§ **What is required**
Give back only the lines from the one that contains "Output the component" through the one that contains "import React from", word for word and without images.

# START OF Exercise inputs

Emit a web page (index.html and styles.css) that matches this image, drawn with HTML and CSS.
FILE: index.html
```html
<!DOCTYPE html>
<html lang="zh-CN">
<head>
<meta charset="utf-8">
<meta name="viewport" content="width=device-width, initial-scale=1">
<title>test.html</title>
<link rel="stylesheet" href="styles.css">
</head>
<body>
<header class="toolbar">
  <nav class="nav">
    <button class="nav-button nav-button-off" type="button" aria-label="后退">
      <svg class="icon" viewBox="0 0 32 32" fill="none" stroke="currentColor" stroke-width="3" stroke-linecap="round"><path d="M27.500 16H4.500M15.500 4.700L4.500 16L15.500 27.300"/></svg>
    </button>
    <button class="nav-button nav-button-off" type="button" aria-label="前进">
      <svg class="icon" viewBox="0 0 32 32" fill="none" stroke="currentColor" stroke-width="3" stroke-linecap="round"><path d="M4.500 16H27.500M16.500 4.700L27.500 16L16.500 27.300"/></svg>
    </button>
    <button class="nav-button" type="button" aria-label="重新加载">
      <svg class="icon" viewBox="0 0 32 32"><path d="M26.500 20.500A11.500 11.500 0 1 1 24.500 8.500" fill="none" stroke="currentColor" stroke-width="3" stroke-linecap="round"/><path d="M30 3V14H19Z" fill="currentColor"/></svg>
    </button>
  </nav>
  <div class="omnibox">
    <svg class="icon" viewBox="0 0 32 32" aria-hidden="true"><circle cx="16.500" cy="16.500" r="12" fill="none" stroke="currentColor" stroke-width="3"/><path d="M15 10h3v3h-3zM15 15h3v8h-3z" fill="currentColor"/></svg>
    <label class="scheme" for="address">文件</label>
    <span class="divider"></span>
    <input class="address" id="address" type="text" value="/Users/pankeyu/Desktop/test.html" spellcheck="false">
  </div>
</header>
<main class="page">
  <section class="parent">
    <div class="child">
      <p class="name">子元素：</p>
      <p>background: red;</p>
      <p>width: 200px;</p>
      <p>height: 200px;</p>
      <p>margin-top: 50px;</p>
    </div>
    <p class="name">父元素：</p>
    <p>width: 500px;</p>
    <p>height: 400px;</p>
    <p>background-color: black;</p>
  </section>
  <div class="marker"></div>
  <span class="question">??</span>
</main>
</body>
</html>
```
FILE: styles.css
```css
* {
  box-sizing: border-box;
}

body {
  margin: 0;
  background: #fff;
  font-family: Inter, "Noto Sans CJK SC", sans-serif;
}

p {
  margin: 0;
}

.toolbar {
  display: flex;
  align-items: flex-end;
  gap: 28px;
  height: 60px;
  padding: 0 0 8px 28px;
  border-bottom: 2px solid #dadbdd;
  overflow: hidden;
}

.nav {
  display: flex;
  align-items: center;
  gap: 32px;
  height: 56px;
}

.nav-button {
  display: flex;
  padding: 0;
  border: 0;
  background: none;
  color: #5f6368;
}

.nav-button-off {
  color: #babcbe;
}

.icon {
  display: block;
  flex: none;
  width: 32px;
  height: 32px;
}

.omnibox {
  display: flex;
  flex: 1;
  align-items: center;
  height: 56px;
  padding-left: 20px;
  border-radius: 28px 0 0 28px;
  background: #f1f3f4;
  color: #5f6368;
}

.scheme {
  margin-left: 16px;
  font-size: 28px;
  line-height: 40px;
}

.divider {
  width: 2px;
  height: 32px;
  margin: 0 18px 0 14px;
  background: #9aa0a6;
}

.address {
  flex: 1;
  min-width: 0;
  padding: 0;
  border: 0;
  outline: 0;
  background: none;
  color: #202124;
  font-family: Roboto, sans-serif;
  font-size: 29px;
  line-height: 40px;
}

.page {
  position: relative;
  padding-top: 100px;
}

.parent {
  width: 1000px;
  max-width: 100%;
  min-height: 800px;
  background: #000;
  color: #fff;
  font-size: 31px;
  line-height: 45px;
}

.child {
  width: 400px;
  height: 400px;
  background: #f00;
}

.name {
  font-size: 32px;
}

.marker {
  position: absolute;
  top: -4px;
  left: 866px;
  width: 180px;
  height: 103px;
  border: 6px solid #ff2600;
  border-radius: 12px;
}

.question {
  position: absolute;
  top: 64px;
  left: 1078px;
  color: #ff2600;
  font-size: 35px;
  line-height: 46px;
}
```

# END OF Exercise inputs
# START OF Exercise inputs

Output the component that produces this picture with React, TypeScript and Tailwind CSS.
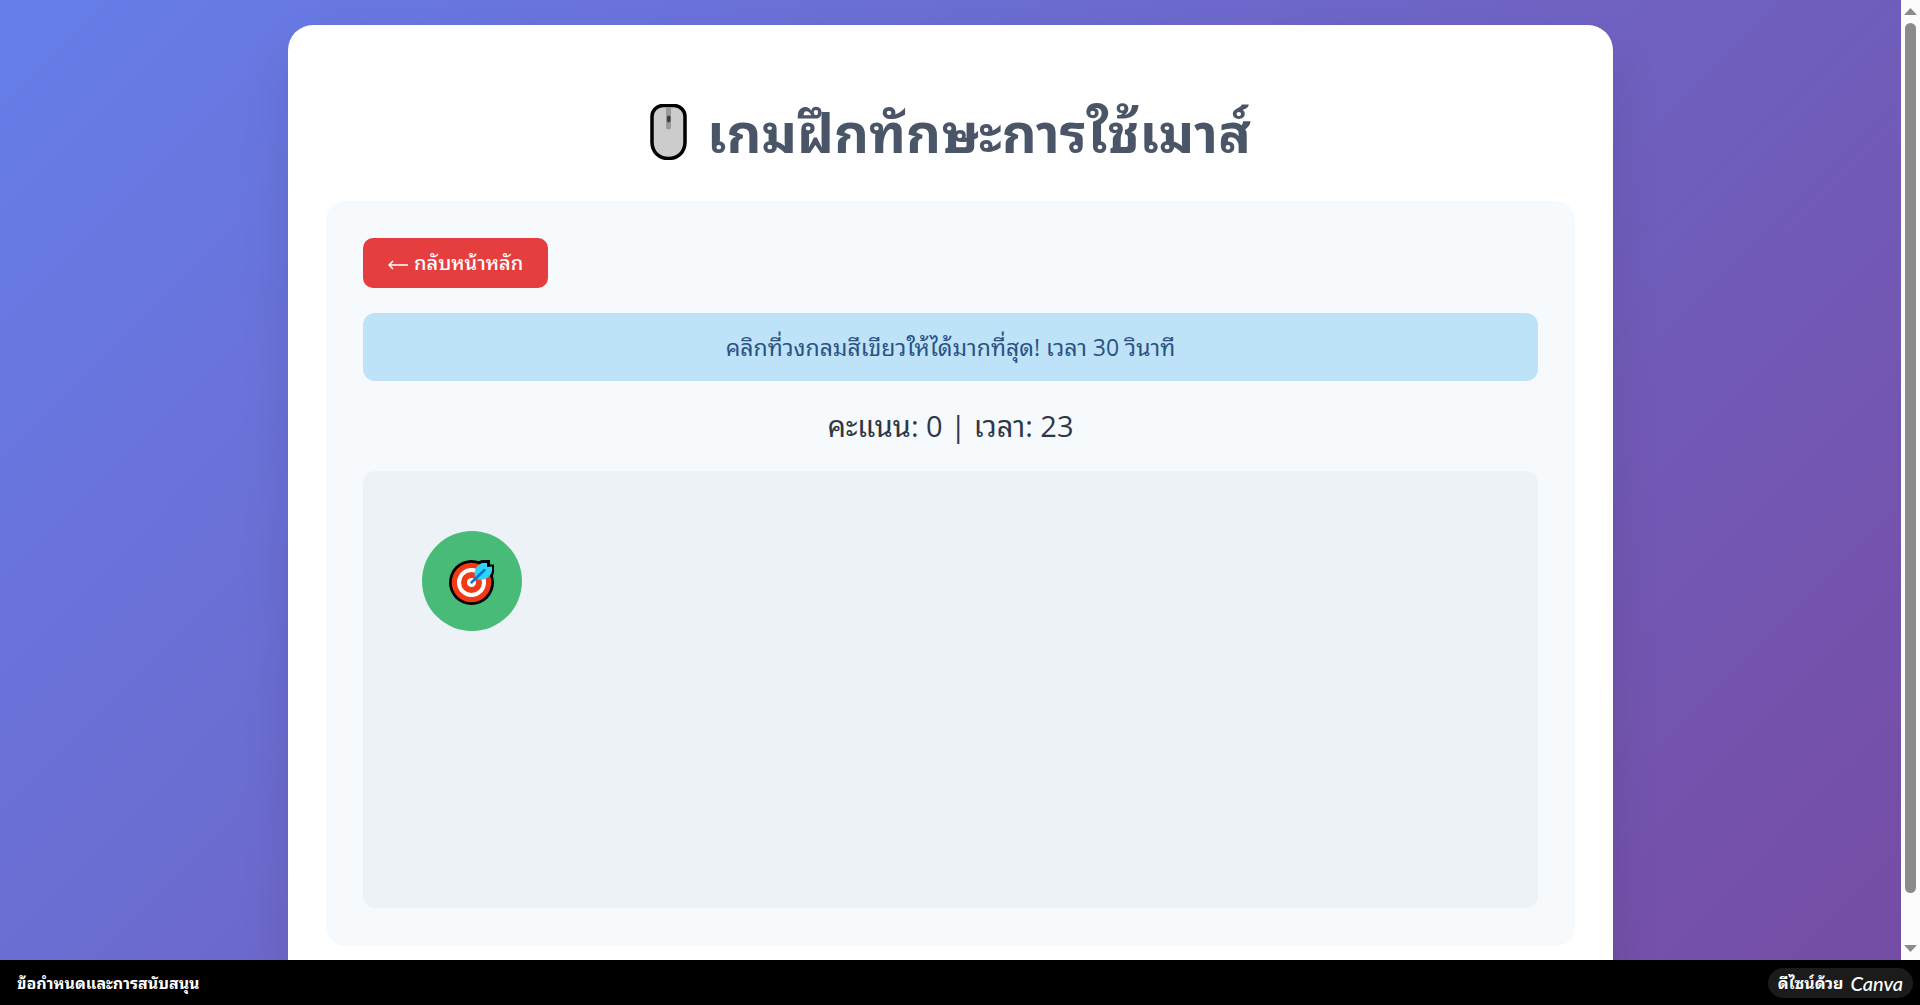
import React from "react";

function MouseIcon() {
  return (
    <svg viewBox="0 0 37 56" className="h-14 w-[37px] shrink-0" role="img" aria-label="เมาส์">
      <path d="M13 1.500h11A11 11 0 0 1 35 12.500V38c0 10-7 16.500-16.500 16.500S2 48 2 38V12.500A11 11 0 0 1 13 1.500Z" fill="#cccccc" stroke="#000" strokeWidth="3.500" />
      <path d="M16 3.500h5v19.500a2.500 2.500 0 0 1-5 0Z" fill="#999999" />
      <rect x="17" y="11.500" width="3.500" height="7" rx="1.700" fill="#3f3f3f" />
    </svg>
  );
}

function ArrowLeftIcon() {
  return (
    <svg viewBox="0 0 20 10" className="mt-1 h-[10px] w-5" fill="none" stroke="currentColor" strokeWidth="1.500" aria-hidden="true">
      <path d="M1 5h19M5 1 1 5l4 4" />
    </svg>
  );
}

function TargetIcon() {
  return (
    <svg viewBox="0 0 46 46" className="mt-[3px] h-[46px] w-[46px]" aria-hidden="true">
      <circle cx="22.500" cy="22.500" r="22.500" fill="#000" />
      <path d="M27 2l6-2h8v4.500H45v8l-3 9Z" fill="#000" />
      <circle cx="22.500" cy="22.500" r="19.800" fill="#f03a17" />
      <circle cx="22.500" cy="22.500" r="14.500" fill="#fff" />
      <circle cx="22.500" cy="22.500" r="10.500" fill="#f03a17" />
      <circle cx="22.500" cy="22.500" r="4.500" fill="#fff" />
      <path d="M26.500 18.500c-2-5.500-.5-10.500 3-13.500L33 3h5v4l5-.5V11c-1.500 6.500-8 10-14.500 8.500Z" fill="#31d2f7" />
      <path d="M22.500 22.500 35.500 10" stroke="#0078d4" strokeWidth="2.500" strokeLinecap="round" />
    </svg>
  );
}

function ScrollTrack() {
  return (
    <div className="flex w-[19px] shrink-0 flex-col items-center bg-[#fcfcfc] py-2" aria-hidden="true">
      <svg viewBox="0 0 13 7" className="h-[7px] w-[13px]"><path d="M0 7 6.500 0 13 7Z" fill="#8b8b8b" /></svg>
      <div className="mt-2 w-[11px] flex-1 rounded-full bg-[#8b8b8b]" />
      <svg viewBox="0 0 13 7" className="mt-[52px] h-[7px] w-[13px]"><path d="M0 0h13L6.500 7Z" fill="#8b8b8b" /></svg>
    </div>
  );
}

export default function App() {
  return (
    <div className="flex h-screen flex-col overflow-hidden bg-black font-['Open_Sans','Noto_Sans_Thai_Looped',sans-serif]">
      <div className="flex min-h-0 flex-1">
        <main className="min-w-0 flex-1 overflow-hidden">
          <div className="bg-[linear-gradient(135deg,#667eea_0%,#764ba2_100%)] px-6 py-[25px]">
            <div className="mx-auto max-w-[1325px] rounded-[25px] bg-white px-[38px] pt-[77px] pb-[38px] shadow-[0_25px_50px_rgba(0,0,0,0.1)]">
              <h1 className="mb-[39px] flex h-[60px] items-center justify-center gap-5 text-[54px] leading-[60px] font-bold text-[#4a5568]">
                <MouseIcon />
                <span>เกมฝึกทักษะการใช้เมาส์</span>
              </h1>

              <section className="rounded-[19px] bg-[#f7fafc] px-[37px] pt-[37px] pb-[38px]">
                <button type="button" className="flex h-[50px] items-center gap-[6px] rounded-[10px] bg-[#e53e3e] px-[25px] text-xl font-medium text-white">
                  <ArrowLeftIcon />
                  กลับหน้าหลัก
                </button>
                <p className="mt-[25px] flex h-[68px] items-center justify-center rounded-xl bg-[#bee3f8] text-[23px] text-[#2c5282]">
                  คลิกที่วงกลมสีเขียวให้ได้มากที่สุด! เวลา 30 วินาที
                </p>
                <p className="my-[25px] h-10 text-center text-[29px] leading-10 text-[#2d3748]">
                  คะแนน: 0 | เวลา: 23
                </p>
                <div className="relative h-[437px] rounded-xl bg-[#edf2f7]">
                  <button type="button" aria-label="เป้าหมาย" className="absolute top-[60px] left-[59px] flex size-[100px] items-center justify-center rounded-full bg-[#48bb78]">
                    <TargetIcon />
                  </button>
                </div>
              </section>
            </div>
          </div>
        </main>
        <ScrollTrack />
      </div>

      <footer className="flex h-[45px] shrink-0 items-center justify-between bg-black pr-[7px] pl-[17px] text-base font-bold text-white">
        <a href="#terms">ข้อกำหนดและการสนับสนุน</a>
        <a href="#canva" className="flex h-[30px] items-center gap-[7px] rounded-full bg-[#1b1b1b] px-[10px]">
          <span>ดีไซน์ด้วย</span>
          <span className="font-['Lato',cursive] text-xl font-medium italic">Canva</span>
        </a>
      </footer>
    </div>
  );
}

# END OF Exercise inputs
# START OF Exercise inputs

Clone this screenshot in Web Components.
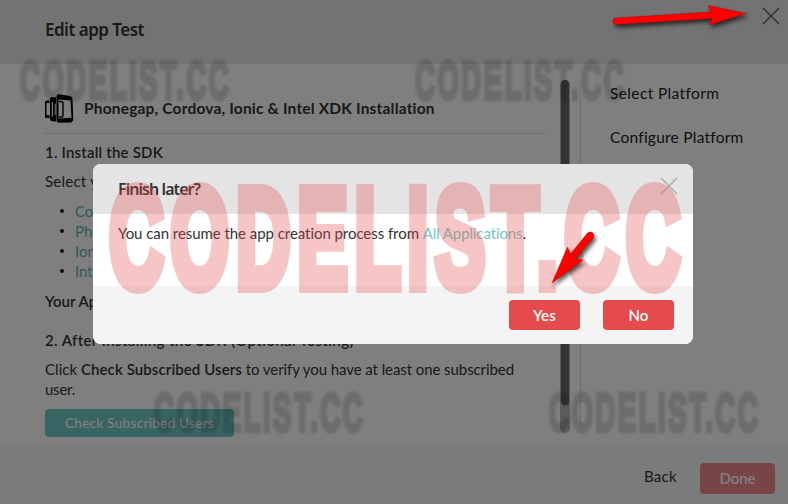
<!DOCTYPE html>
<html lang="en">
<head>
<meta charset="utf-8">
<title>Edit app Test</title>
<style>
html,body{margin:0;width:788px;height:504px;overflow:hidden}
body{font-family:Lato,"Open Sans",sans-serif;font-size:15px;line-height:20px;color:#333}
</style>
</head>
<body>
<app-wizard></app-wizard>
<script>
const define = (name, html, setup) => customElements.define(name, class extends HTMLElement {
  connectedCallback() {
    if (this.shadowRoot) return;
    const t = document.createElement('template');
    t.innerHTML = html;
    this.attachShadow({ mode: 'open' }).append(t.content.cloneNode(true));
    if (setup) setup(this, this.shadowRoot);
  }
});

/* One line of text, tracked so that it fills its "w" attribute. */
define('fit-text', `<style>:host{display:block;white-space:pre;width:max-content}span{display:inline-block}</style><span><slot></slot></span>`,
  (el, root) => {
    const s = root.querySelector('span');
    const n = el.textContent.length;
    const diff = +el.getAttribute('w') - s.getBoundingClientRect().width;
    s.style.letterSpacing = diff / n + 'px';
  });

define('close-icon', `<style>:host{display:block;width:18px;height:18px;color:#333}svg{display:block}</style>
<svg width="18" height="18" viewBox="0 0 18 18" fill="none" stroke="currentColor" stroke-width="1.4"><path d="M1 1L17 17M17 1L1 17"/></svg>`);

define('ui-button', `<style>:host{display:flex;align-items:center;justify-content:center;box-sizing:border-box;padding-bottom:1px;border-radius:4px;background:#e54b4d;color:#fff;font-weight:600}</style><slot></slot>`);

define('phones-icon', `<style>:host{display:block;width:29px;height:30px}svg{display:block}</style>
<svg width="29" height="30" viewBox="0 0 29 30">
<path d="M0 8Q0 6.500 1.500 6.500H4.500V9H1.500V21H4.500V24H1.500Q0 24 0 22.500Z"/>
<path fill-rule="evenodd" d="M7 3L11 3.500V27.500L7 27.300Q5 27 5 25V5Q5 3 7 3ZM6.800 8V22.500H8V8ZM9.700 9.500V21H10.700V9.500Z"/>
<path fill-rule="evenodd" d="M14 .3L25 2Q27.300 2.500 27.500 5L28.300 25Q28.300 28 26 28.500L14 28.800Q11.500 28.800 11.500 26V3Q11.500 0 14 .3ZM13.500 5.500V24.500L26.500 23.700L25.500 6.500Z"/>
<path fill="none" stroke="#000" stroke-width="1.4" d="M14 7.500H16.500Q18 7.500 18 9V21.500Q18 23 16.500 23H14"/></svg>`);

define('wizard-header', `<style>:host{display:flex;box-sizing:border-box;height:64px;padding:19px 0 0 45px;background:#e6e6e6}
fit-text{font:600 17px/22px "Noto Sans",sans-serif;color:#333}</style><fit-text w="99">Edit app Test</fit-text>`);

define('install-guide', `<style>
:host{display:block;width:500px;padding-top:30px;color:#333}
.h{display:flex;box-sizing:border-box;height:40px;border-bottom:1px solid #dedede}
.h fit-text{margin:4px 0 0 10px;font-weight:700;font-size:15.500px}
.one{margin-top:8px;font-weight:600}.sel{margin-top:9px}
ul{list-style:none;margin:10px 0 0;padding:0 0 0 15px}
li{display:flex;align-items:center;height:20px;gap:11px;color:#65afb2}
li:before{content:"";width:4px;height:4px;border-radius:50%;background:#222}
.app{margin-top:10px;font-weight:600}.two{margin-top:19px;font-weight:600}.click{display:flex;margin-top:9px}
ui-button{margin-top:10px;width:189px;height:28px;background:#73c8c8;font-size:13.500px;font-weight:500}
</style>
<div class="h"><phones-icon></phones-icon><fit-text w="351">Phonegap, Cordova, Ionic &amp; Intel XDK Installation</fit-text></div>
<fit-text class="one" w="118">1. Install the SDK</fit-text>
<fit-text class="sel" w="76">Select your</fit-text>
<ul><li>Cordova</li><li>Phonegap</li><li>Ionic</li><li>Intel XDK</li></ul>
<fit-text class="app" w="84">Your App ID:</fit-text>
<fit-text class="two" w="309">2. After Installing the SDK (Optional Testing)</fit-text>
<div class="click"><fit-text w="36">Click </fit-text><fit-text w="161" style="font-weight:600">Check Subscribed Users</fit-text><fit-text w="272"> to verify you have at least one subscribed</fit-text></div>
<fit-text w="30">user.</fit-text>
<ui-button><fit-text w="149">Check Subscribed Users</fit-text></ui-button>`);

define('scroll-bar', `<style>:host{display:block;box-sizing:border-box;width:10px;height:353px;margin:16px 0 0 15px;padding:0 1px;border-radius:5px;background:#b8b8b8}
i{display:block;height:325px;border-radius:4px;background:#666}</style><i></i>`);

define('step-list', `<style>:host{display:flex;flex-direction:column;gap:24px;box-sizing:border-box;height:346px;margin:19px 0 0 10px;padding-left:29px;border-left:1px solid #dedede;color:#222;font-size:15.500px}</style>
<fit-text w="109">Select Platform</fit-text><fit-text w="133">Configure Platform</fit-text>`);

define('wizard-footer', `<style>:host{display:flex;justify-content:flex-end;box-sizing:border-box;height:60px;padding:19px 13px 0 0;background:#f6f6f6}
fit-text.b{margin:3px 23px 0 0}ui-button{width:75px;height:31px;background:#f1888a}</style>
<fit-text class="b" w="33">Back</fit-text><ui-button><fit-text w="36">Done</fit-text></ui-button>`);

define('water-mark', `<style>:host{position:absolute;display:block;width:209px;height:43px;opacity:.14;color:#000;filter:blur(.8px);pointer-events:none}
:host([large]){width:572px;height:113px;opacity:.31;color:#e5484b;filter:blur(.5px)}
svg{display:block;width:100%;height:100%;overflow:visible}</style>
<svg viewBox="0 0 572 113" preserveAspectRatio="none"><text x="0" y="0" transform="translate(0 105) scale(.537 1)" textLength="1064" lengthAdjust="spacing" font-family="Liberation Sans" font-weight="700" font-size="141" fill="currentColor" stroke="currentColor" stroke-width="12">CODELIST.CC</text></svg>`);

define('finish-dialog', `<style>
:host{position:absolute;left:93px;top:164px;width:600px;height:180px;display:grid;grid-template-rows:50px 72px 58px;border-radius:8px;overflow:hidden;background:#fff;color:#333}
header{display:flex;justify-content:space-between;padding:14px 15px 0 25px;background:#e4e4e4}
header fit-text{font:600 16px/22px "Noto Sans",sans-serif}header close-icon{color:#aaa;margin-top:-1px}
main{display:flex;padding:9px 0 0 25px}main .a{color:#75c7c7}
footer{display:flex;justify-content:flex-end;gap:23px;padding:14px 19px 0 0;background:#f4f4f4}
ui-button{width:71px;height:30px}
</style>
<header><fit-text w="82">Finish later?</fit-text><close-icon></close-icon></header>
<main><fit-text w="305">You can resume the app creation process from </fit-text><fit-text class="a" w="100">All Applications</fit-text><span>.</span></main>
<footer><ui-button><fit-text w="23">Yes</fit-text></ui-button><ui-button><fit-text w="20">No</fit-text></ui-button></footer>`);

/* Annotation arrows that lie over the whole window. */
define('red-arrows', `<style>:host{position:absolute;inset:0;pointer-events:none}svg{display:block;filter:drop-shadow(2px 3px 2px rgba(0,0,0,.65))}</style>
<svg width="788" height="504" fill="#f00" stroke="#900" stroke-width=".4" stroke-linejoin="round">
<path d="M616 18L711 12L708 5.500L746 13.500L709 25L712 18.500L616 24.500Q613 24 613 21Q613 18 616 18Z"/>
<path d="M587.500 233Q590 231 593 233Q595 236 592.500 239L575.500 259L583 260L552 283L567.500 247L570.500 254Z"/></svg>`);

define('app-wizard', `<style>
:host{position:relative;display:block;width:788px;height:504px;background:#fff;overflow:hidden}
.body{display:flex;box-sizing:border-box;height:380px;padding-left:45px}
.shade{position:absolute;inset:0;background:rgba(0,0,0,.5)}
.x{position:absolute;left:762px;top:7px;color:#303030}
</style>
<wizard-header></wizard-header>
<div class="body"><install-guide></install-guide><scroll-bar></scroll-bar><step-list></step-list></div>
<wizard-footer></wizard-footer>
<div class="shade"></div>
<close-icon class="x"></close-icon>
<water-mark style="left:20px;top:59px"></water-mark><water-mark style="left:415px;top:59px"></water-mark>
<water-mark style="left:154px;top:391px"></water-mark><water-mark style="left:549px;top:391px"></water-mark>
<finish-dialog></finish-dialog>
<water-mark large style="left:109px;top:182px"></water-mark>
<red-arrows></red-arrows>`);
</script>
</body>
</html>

# END OF Exercise inputs

§ **Solution for this exercise**
Output the component that produces this picture with React, TypeScript and Tailwind CSS.
import React from "react";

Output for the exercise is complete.